Anasayfa / İçtihat / Yargıtay Karar No : 5592 - Karar Yıl 2014 / Esas No : 17304 - Esas Yıl 2013





Tebliğname No : 2 - 2012/146264MAHKEMESİ : Nazilli 2. Asliye Ceza MahkemesiTARİHİ : 09/04/2012NUMARASI : 2011/136 (E) ve 2012/356 (K)SUÇLAR : Hırsızlık, mala zarar verme Dosya incelenerek gereği düşünüldü; Dosya içeriğine göre diğer temyiz itirazları yerinde görülmemiştir.
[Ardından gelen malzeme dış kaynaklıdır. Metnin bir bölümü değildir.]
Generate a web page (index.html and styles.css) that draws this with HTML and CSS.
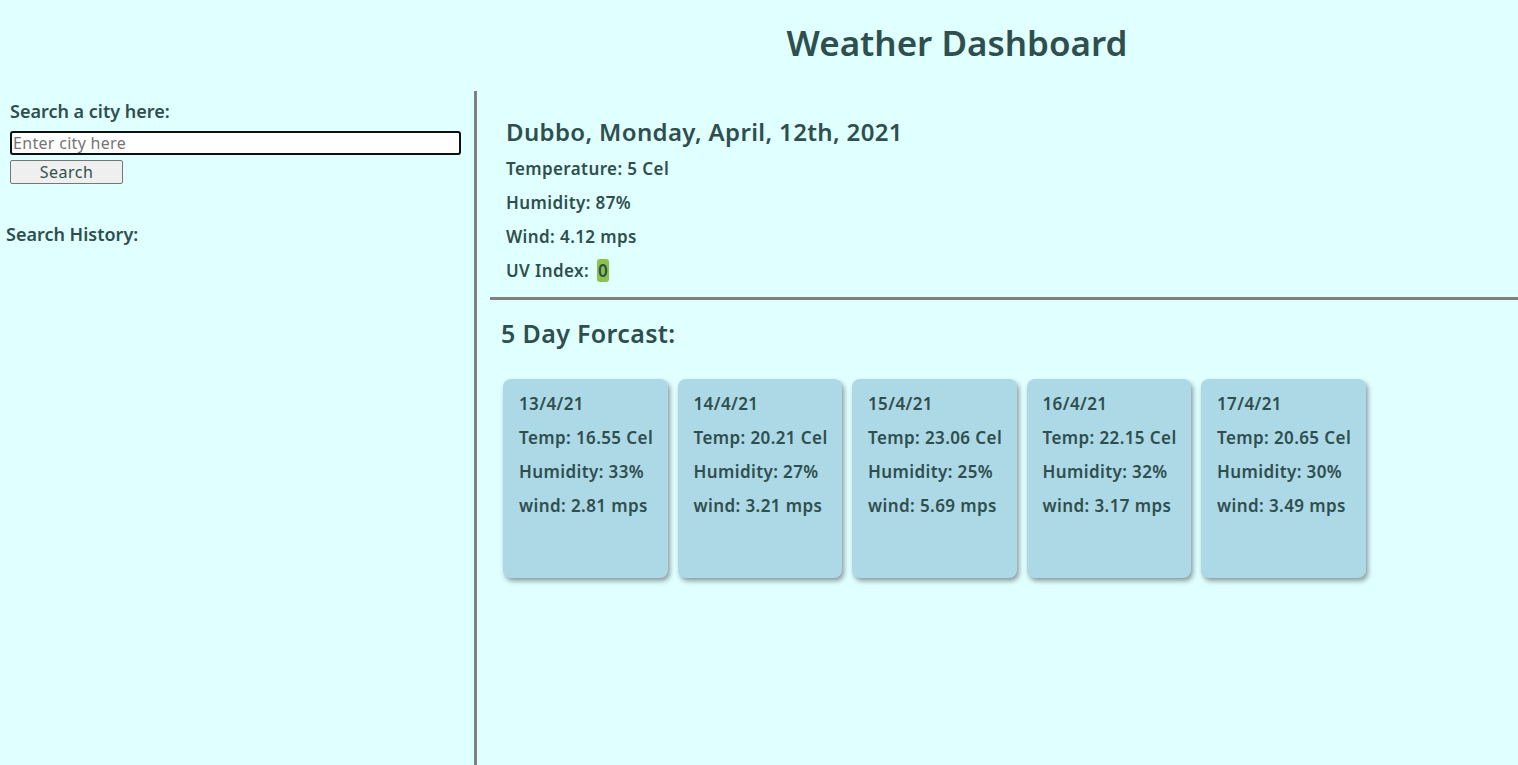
FILE: index.html
```html
<!DOCTYPE html>
<html lang="en">
<head>
<meta charset="utf-8">
<title>Weather Dashboard</title>
<link rel="stylesheet" href="styles.css">
</head>
<body>
<header class="top">
  <h1 class="title">Weather Dashboard</h1>
</header>
<main class="layout">
  <aside class="sidebar">
    <label class="search-label" for="city">Search a city here:</label>
    <input class="city-input" id="city" type="text" placeholder="Enter city here">
    <button class="search-btn" type="button">Search</button>
    <h3 class="history-title">Search History:</h3>
  </aside>
  <section class="content">
    <div class="current">
      <h2 class="current-title">Dubbo, Monday, April, 12th, 2021</h2>
      <p class="stat">Temperature: 5 Cel</p>
      <p class="stat">Humidity: 87%</p>
      <p class="stat">Wind: 4.12 mps</p>
      <p class="stat">UV Index: <span class="uv">0</span></p>
    </div>
    <h2 class="forecast-title">5 Day Forcast:</h2>
    <div class="cards">
      <div class="card"><p>13/4/21</p><p>Temp: 16.55 Cel</p><p>Humidity: 33%</p><p>wind: 2.81 mps</p></div>
      <div class="card"><p>14/4/21</p><p>Temp: 20.21 Cel</p><p>Humidity: 27%</p><p>wind: 3.21 mps</p></div>
      <div class="card"><p>15/4/21</p><p>Temp: 23.06 Cel</p><p>Humidity: 25%</p><p>wind: 5.69 mps</p></div>
      <div class="card"><p>16/4/21</p><p>Temp: 22.15 Cel</p><p>Humidity: 32%</p><p>wind: 3.17 mps</p></div>
      <div class="card"><p>17/4/21</p><p>Temp: 20.65 Cel</p><p>Humidity: 30%</p><p>wind: 3.49 mps</p></div>
    </div>
  </section>
</main>
</body>
</html>
```
FILE: styles.css
```css
* { box-sizing: border-box; }
html, body { height: 100%; }
body {
  margin: 0;
  background: #e0ffff;
  color: #2f4f4f;
  font-family: "Noto Sans", "DejaVu Sans", sans-serif;
  font-weight: 600;
  display: flex;
  flex-direction: column;
}
.top {
  height: 91px;
  padding-left: 396px;
  text-align: center;
}
.title {
  margin: 0;
  padding-top: 21px;
  font-size: 35px;
  line-height: 44px;
  font-weight: 600;
}
.layout {
  flex: 1;
  display: flex;
}
.sidebar {
  width: 477px;
  border-right: 3px solid #808080;
  padding: 10px 0 0 10px;
  display: flex;
  flex-direction: column;
  align-items: flex-start;
}
.search-label {
  font-size: 18px;
  line-height: 20px;
  margin-bottom: 10px;
}
.city-input {
  width: 451px;
  height: 24px;
  border: 2px solid #101010;
  border-radius: 3px;
  background: #fff;
  padding: 0 1px;
  font-family: inherit;
  font-weight: 400;
  font-size: 16px;
  letter-spacing: 0.3px;
  color: #2f4f4f;
  outline: none;
}
.city-input::placeholder { color: #757575; }
.search-btn {
  margin-top: 5px;
  width: 113px;
  height: 24px;
  background: #efefef;
  border: 1px solid #767676;
  border-radius: 2px;
  font-family: inherit;
  font-weight: 400;
  font-size: 16px;
  letter-spacing: 0.5px;
  color: #2f4f4f;
  padding: 0;
}
.history-title {
  margin: 40px 0 0 -4px;
  font-size: 18px;
  line-height: 20px;
  font-weight: 600;
}
.content {
  flex: 1;
  padding-left: 13px;
}
.current {
  padding: 26px 0 16px 16px;
  border-bottom: 3px solid #808080;
}
.current-title {
  margin: 0 0 12px;
  font-size: 24px;
  letter-spacing: 0.35px;
  line-height: 30px;
  font-weight: 600;
}
.stat {
  margin: 0 0 14px;
  font-size: 17px;
  letter-spacing: 0.4px;
  line-height: 20px;
}
.stat:last-child { margin-bottom: 0; }
.uv {
  margin-left: 3px;
  background: #8bc34a;
  border-radius: 3px;
  padding: 0 1px;
}
.forecast-title {
  margin: 18px 0 31px 11px;
  font-size: 25px;
  letter-spacing: 0.35px;
  line-height: 30px;
  font-weight: 600;
}
.cards {
  display: flex;
  gap: 10px;
  margin-left: 13px;
}
.card {
  width: 164.5px;
  height: 199px;
  background: #add8e6;
  border-radius: 8px;
  box-shadow: 2px 3px 5px #8a9a9e;
  padding: 15px 0 0 16px;
}
.card p {
  margin: 0 0 14px;
  font-size: 17px;
  letter-spacing: 0.4px;
  line-height: 20px;
}
```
Ancak; 1-Aydın ili Nazilli ilçesi için olay tarihinde güneşin 07:09' da doğduğu, yakınanın 30/01/2011 tarihli beyanında “oğlum olan Mehmet aynı gün saat 02:30 sıralarında eve geldi, oğlumu karşıladım, aracım park halinde sağlam idi, 30/01/2011 günü saat 12:00 sıralarında ailece dışarıya çıktık... araca binmek için aracın yanına geldiğimizde aracın sağ arka kelebek camının kırık, kapılarının kilitli olduğunu gördüm” beyan etmesi karşısında, suçun işlendiği zaman diliminin kesin olarak bilinmemesi nedeniyle “kuşkudan sanık yararlanır” kuralı uyarınca hırsızlık suçunun gündüzleyin işlendiğinin kabulü gerekirken, hırsızlık suçundan suçun gece vakti işlendiği kabul edilerek 5237 sayılı TCY.nın 143. maddesi uygulanarak hüküm kurulması, 2-Sanık hakkında hırsızlık ve mala zarar verme suçlarından mahkumiyet hükmü kurulurken mükerrirliğe esas alınan Nazilli 2.Asliye Ceza Mahkemesinin 04/04/2007 gün ve 2007/63-209 E,K sayılı ilamında iki ayrı suçtan hükümlülük bulunmasına karşın, 5275 sayılı Yasa'nın 108/2. maddesi gözetilerek, en ağır cezaya ilişkin hükümlülüğün mükerrirliğe esas alınması gerekirken, içtimalı ceza esas alınarak tekerrür uygulaması yapılması,3-Sanığın, yakınana ait park halindeki aracın sağ arka kelebek camını kırıp, direksiyon kutusunu da sert cisimle kırarak aracı düz kontak yaparak çalıştırmaya çalışması biçimindeki eyleminde mala zarar verme suçunun konusu ile hırsızlık suçunun konusunun aynı olması nedeniyle, ayrıca mala zarar verme suçundan ceza verilemeyeceğinin gözetilmemesi, 4-Kasten işlemiş olduğu suçlardan hapis cezası ile mahkumiyetin yasal sonucu olarak sanığın 5237 sayılı TCY.nın 53/1.maddesinin “a,b,c,d,e” bendinde yazılı haklardan aynı maddenin 2. fıkrası uyarınca cezanın infazı tamamlanıncaya kadar, ancak “kendi altsoyu” üzerindeki velayet, vesayet ve kayyımlık yetkileri açısından ise anılan maddenin 3.fıkrası uyarınca mahkum olduğu hapis cezasından koşullu salıverilinceye kadar yoksun bırakılmasına karar verilmesi gerektiğinin gözetilmemesi, Bozmayı gerektirmiş, sanık müdafiinin temyiz itirazları bu itibarla yerinde görülmüş olduğundan hükmün bu sebeplerden dolayı BOZULMASINA, 03/03/2014 gününde oybirliğiyle karar verildi.